Clemens Prokop (61) war von 2001 bis 2017 Präsident des Deutschen Leichtathletik-Verbandes (DLV). Der Jurist aus Regensburg leitete zudem als Präsident das Organisationskomitee der Europameisterschaften in Berlin. Nicht nur deshalb fällt seine Bilanz sehr positiv aus. Aber er wünscht sich noch mehr von der Hauptstadt.

Was nehmen Sie mit von der EM, Herr Prokop?

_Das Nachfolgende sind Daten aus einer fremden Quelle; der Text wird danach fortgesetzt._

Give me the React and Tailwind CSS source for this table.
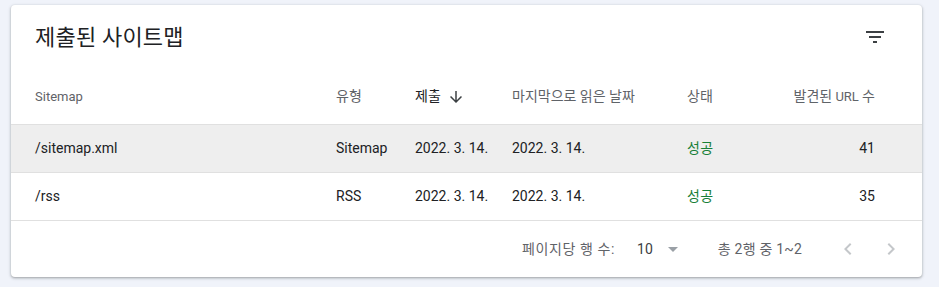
import React from "react";

const font = { fontFamily: '"Roboto", "Noto Sans CJK KR", sans-serif' };

function Row({ path, type, submitted, lastRead, count, shaded }) {
  return (
    <div
      className={`flex items-center h-12 border-b border-[#e0e0e0] pl-6 pr-[47px] text-[14px] text-[#202124] ${
        shaded ? "bg-[#eeeeee]" : "bg-white"
      }`}
    >
      <div className="w-[301px]">{path}</div>
      <div className="w-[79px]">{type}</div>
      <div className="w-[97px]">{submitted}</div>
      <div className="w-[175px]">{lastRead}</div>
      <div className="flex-1 text-[#188038] tracking-[0.3px]">성공</div>
      <div className="text-right">{count}</div>
    </div>
  );
}

export default function App() {
  return (
    <div className="h-[287px] w-[939px] bg-[#f0f3fa] pt-[5px] pl-[11px]" style={font}>
      <div className="w-[911px] h-[272px] bg-white rounded-[4px] shadow-[0_1px_2px_0_rgba(60,64,67,0.3),0_1px_3px_1px_rgba(60,64,67,0.15)] overflow-hidden flex flex-col">
        <div className="h-16 flex items-center justify-between pl-6 pr-[27px]">
          <div className="text-[22px] tracking-[0.2px] text-[#202124] font-normal">제출된 사이트맵</div>
          <div className="w-10 h-10 flex items-center justify-center">
            <svg width="24" height="24" viewBox="0 0 24 24" fill="#3c4043">
              <path d="M10 18h4v-2h-4v2zM3 6v2h18V6H3zm3 7h12v-2H6v2z" />
            </svg>
          </div>
        </div>
        <div className="flex items-center h-14 border-b border-[#e0e0e0] pl-6 pr-[47px] text-[13px] text-[#5f6368]">
          <div className="w-[301px]">Sitemap</div>
          <div className="w-[79px] text-[14px]">유형</div>
          <div className="w-[97px] flex items-center text-[#202124]">
            <span className="text-[14px]">제출</span>
            <svg className="ml-[6px]" width="18" height="18" viewBox="0 0 24 24" fill="#3c4043">
              <path d="M20 12l-1.41-1.41L13 16.17V4h-2v12.17l-5.58-5.59L4 12l8 8 8-8z" />
            </svg>
          </div>
          <div className="w-[175px] text-[14px]">마지막으로 읽은 날짜</div>
          <div className="flex-1 text-[14px]">상태</div>
          <div className="text-right">
            <span className="text-[14px]">발견된</span> URL <span className="text-[14px]">수</span>
          </div>
        </div>
        <Row path="/sitemap.xml" type="Sitemap" submitted="2022. 3. 14." lastRead="2022. 3. 14." count="41" shaded />
        <Row path="/rss" type="RSS" submitted="2022. 3. 14." lastRead="2022. 3. 14." count="35" />
        <div className="h-14 flex items-center justify-end pr-[19px] text-[14px] text-[#5f6368]">
          <span className="tracking-[0.6px]">페이지당 행 수:</span>
          <span className="ml-[22px] text-[14px] text-[#3c4043]">10</span>
          <svg className="ml-2" width="24" height="24" viewBox="0 0 24 24" fill="#9aa0a6">
            <path d="M7 10l5 5 5-5z" />
          </svg>
          <span className="ml-[33px] tracking-[0.2px]">총 2행 중 1~2</span>
          <div className="ml-[34px] flex items-center gap-[19px]">
            <svg width="24" height="24" viewBox="0 0 24 24" fill="#c4c7ca">
              <path d="M15.41 7.41L14 6l-6 6 6 6 1.41-1.41L10.83 12z" />
            </svg>
            <svg width="24" height="24" viewBox="0 0 24 24" fill="#c4c7ca">
              <path d="M8.59 16.59L10 18l6-6-6-6-1.41 1.41L13.17 12z" />
            </svg>
          </div>
        </div>
      </div>
    </div>
  );
}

Clemens Prokop: Dass Berlin wieder mal bewiesen hat, dass wir bei Top-Ereignissen des Sports fantastische Organisatoren und Gastgeber sind. Berlin nimmt so ein Ereignis als ganze Stadt auf, die Menschen leben mit der Veranstaltung. Im Stadion haben wir nicht nur herausragende Leistungen gesehen, sondern auch ein herausragendes Publikum erlebt. Außerdem hat die Idee mit dem Breitscheidplatz sehr gut geklappt. Es war ein politisches Statement vor dem Hintergrund des Attentats. Und: Unser Sport trägt wie eine Monstranz vor sich her, dass bei uns Hautfarbe, Religion und sonstige persönliche Vorgaben nicht zählen, sondern wir Menschen nur aufgrund ihrer individuellen Leistung bewerten. Genau diese Botschaft wurde auf dem Breitscheidplatz verkündet. Wir hatten geschätzt 150.000 Menschen dort während der EM. Wir haben nicht nur sportlich hochklassige Tage hinter uns, sondern auch emotional bewegende.

Was bleibt von der Premiere der European Championships in Berlin und Glasgow?

Prokop: Wenn ich die Mediendaten sehe, die sie ausgelöst haben, sind sie ein großes Erfolgsmodell. Alle schwärmen von hohen Quoten. Man kann aus dieser Idee noch mehr machen, es ist eine große Chance für die Sommersportarten, an medialer Wucht zu gewinnen. Ich glaube, wenn sie zusammenfinden, kann dem Fußball die Stirn geboten werden.

Es war zu hören, dass es im Vorfeld viel Widerstand einzelner Verbände gab, dass acht Sportarten innerhalb von zwei Wochen ihre EM austragen.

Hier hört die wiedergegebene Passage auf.